- **The input**
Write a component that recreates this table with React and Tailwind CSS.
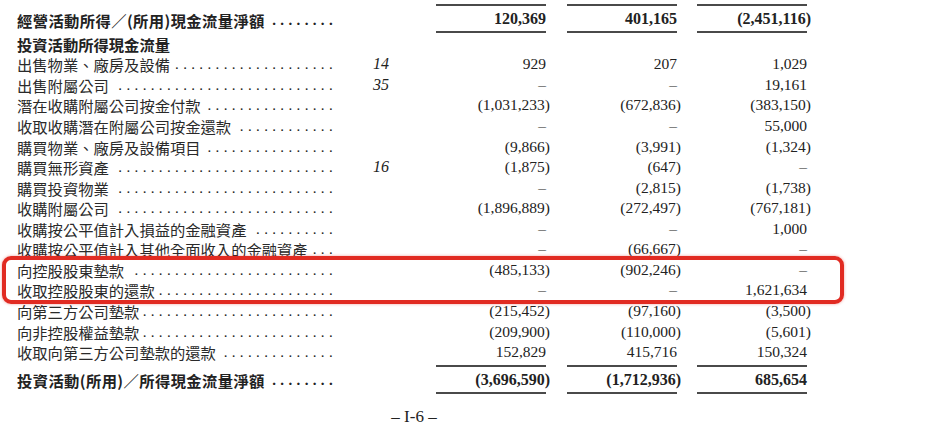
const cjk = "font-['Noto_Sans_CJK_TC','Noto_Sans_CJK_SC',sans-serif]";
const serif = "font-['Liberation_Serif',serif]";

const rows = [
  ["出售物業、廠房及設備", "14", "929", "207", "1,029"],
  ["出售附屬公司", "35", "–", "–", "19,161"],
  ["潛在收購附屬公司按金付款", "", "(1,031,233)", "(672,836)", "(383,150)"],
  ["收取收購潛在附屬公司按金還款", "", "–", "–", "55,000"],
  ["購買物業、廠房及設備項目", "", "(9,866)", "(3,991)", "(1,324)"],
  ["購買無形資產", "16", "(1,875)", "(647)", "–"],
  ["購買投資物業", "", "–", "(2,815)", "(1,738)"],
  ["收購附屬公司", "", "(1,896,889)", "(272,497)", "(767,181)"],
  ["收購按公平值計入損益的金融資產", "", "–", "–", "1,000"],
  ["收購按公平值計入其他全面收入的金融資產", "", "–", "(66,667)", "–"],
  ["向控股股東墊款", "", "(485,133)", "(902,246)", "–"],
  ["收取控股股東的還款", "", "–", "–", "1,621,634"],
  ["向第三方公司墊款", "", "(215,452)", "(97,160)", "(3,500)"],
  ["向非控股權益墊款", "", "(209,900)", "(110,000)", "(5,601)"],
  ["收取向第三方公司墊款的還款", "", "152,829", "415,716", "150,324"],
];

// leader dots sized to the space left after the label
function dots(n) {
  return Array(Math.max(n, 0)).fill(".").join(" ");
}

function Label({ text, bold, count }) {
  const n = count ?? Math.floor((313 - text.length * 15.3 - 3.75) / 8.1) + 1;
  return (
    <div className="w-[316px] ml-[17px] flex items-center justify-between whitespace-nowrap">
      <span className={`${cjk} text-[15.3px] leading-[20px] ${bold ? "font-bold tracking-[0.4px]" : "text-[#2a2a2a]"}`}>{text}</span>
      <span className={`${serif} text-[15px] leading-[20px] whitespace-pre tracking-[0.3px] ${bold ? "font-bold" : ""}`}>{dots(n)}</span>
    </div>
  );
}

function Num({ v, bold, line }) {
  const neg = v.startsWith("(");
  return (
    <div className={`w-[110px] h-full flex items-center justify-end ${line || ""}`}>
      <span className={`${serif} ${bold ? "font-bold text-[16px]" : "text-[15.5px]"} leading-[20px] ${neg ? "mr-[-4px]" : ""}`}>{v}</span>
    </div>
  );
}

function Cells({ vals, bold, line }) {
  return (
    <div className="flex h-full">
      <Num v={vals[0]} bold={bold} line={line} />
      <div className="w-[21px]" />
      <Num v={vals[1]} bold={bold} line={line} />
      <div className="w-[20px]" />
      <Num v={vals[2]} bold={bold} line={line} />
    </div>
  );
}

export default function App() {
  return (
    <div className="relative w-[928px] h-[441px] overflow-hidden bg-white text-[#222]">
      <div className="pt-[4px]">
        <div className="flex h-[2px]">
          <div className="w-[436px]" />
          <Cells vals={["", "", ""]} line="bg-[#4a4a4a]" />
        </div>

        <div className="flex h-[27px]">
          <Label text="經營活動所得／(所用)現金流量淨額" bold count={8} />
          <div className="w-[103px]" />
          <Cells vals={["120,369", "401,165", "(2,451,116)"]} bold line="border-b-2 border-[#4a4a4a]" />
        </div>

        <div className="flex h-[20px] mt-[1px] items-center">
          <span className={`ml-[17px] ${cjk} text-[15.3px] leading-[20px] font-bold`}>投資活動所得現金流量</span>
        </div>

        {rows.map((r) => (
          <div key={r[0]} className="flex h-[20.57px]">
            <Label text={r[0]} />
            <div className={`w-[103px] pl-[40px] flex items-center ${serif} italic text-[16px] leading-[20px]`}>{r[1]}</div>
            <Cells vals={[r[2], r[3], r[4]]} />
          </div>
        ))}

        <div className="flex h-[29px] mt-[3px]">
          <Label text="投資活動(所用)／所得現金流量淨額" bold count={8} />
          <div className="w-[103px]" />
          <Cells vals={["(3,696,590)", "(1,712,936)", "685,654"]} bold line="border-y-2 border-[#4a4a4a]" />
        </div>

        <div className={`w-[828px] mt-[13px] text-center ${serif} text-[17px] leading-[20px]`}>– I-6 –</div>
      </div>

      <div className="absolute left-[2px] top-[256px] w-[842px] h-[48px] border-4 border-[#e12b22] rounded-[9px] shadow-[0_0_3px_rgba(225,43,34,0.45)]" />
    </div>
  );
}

---

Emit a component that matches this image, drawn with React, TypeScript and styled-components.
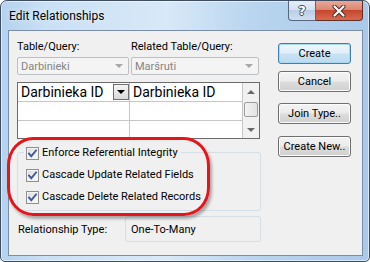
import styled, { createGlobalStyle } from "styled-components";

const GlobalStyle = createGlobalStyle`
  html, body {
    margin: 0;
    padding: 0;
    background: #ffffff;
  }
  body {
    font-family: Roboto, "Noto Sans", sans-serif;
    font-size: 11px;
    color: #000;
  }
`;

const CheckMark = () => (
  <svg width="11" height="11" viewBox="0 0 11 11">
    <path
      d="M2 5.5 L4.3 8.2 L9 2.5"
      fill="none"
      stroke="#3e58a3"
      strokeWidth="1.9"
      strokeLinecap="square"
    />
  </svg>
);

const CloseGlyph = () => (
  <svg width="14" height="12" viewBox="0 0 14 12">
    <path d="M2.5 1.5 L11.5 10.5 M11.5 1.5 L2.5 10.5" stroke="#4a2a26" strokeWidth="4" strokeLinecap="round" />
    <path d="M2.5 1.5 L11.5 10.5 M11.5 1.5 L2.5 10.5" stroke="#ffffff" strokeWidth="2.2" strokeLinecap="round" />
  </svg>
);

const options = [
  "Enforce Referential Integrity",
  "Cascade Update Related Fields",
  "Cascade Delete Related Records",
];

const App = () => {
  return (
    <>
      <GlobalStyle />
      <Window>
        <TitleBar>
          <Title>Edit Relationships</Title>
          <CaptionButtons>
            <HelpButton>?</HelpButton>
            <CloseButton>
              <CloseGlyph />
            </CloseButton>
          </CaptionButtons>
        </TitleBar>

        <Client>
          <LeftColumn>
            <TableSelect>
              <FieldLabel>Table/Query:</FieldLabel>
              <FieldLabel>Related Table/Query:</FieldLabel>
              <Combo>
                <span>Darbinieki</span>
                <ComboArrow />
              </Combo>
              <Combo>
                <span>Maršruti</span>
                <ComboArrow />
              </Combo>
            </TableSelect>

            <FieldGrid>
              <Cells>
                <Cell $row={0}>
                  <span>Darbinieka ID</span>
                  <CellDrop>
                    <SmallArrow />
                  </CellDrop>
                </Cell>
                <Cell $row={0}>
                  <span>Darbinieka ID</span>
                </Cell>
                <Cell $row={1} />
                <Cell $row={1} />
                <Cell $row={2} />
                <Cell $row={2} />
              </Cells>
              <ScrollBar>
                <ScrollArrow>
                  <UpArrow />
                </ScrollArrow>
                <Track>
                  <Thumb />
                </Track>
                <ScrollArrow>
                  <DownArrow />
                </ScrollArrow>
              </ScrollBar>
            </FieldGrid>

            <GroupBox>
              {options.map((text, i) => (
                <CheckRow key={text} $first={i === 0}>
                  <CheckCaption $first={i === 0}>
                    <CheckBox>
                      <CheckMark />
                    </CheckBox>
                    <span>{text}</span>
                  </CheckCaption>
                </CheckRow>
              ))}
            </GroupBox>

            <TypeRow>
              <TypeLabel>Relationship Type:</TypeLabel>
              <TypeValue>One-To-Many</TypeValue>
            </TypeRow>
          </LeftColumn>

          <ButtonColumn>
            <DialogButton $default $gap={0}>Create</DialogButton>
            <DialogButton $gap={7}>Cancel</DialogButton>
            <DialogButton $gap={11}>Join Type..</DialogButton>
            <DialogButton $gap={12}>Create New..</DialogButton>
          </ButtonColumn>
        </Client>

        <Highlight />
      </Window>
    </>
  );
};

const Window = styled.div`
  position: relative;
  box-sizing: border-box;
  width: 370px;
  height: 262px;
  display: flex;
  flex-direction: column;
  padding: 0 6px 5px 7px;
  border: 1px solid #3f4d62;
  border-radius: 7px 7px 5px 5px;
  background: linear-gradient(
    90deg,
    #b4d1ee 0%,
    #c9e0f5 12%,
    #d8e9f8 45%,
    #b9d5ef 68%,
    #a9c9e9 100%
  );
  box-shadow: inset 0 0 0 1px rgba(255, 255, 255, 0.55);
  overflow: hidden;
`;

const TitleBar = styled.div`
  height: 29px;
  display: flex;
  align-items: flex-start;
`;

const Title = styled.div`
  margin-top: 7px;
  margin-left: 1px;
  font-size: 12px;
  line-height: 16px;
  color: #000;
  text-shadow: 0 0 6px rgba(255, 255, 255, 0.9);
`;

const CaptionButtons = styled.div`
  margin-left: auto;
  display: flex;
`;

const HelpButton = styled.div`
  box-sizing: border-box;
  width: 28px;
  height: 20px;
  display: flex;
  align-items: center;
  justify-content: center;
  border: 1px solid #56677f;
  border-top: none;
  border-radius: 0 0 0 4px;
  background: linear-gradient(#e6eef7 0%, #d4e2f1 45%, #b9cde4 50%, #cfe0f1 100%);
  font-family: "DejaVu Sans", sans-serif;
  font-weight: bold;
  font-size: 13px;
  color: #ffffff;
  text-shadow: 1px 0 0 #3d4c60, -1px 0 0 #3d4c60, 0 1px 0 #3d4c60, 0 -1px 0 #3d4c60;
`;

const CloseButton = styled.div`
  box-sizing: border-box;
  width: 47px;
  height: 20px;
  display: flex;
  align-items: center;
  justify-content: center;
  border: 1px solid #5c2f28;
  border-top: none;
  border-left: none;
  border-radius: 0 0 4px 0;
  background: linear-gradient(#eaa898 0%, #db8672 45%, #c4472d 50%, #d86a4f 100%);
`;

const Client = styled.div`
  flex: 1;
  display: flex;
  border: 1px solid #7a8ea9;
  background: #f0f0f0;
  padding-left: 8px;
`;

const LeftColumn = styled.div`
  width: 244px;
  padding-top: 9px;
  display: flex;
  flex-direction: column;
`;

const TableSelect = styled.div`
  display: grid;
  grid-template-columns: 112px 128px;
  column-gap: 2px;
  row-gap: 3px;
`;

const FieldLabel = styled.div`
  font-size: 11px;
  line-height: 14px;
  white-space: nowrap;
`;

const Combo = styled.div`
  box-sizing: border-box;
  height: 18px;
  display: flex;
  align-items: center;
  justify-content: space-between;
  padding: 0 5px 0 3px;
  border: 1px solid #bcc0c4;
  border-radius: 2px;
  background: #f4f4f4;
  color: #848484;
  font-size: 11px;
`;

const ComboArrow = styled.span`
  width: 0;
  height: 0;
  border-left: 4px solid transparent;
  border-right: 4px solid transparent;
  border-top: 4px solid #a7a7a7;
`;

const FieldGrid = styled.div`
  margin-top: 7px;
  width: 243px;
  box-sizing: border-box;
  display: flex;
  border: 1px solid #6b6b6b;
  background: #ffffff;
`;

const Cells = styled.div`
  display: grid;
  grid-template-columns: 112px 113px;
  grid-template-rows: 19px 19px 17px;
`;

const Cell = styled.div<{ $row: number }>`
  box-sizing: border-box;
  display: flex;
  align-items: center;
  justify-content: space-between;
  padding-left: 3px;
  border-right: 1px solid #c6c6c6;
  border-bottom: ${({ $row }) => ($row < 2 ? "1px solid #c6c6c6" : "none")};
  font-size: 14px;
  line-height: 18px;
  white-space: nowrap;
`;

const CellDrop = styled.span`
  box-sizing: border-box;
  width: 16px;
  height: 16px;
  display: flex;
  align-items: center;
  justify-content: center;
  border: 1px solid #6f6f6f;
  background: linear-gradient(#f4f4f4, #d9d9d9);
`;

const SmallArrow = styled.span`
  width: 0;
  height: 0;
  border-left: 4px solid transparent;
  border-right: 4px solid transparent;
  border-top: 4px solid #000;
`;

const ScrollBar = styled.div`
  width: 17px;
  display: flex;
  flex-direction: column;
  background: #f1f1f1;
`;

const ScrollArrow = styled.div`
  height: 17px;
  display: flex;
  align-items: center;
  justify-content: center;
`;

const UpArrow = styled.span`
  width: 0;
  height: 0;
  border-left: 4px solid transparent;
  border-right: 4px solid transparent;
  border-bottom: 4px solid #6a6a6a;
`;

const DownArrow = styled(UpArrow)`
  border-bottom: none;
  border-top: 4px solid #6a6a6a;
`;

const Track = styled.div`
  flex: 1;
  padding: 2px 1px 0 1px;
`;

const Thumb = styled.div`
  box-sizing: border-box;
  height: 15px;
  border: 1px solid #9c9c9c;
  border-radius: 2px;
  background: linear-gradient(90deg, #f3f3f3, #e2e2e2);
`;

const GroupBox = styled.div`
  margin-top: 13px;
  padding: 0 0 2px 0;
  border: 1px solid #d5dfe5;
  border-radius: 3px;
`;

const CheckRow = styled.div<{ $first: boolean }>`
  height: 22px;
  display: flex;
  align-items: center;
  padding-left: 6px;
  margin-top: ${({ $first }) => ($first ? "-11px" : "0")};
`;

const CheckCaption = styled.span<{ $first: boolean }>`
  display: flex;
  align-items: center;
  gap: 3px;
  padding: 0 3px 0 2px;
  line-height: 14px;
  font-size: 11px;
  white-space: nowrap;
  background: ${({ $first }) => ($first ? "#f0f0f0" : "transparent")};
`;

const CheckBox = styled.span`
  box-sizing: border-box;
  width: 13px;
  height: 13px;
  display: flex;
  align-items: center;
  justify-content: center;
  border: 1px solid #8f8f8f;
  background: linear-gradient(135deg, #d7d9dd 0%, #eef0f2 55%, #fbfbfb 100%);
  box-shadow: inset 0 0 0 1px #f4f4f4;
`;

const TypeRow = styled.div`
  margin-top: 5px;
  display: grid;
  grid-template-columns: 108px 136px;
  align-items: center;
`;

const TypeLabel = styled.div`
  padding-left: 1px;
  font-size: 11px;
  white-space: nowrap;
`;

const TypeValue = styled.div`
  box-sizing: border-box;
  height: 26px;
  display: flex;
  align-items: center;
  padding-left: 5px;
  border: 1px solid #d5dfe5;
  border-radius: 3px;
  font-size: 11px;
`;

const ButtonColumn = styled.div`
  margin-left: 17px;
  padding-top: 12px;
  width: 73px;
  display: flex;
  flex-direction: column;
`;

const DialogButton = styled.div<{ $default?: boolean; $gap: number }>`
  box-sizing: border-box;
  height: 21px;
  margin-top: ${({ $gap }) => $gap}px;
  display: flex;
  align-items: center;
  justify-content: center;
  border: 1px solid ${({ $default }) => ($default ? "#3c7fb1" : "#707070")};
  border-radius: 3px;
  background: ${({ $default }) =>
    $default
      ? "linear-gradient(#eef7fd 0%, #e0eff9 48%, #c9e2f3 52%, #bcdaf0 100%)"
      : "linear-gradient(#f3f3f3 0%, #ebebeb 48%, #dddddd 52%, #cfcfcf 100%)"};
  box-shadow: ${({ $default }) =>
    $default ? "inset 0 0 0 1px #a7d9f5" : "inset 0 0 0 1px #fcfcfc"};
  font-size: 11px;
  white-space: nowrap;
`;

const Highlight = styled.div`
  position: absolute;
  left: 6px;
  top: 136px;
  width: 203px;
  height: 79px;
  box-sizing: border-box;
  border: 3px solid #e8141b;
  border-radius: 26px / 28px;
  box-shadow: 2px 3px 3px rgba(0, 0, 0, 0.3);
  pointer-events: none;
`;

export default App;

- **Written request**
Count the lines above that contain the word "this", and give only that number.

- **Problem solution**
2